Featured at the festival were a 20-person marathon reading of Mr. Ashbery’s poetry collection “Girls on the Run” and a panel discussion, “How to Love Reading Ashbery,” which Ms. Retallack was part of.

“There’s a myth about John’s poetry being difficult to read,” said Mr. Lependorf. “This is the result of an expectation, an unfair one, about what poems are supposed to do. If you simply read John’s poetry, most of it is fun and thrilling.

“Any difficulty is a positive force,” Mr. Lependorf continued. “John references many things in his poetry, but you don’t feel deficient— rather that he’s introducing you to something wonderful.

“I have quite a few friends that studied with John,” Mr. Lependorf added, “and they say that what made him a great teacher was that he never pointed out what was negative in a poem, only the positive. He had a sense of delight throughout his life that was reflected in his poetry.”

Emily Skillings, a poet who became Mr. Ashbery’s assistant when she graduated from college in 2010, agreed. “He cared so much for young writers, supporting them in their work,” she said. He helped her edited her first full-length poetry collection, “Fort Not,” which will be published in the fall. The book is dedicated to Mr. Ashbery and Mr. Kermani.

“I saw John the Tuesday before he died, and he was sharp as a tack, always making connections and eager to correspond with friends,” said Ms. Skillings, who lives part-time in Hudson. Mr. Ashbery would dictate letters or email, and she would type and send them. “It was one of my favorite parts of the job.

“Being around John was like osmosis—you got information from being near him,” said Ms. Skillings. “It wasn’t a teaching situation, but something atmospheric. I loved his poetry before I started working for him, the way he connected seemingly disparate things in a poem. He did that in conversation too.”

The Columbia Paper last talked to Mr. Ashbery in March 2012, when he made his third excursion to the White House, that time to be awarded a National Humanities Medal.

President Barack Obama made the awards. Before draping the ribbon over Mr. Ashbery, the president whispered something to him.

“He said, ‘I’m a fan of yours from way back,’” reported Mr. Ashbery, “and I believed him.”

Of the award festivities, Mr. Ashbery said, “The whole thing was very enjoyable and the food was wonderful.”

Mr. Ashbery was first invited to the White House in January 1980, when President and Mrs.
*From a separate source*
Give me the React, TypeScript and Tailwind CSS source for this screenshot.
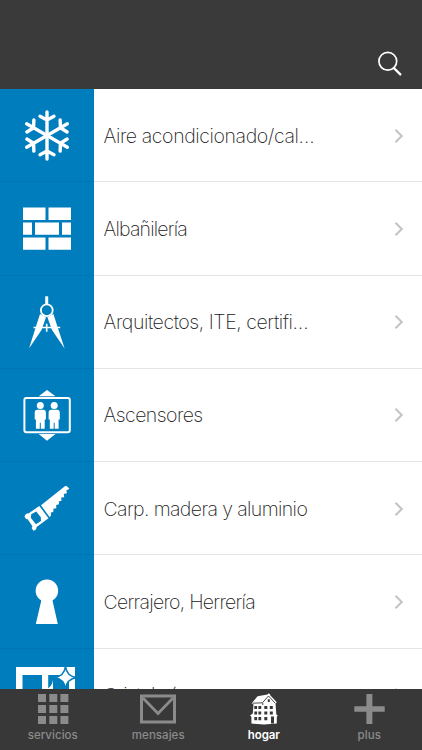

Carter hosted an event presented by Poetry magazine. His next visit came in April 1998, when Bill and Hillary Clinton hosted an “American Voice in Poetry” event.

But the third visit was the only time he had received a medal there, Mr. Ashbery noted at the time, so it was “more momentous.”

Mr. Ashbery introduced himself to Al Pacino, a National Arts Medal recipient, and caught up with the actor John Lithgow, a keynote speaker at the banquet. Both men were born in Rochester (18 years apart) and graduated from Harvard College.

“I met John years ago at a dinner party,” said Ellen Thurston, a Hudson neighbor. “Aside from being a great poet, he was a great dinner companion. And living around the corner from them, whether they were home or not, I felt John’s presence. That was a wonderful thing.”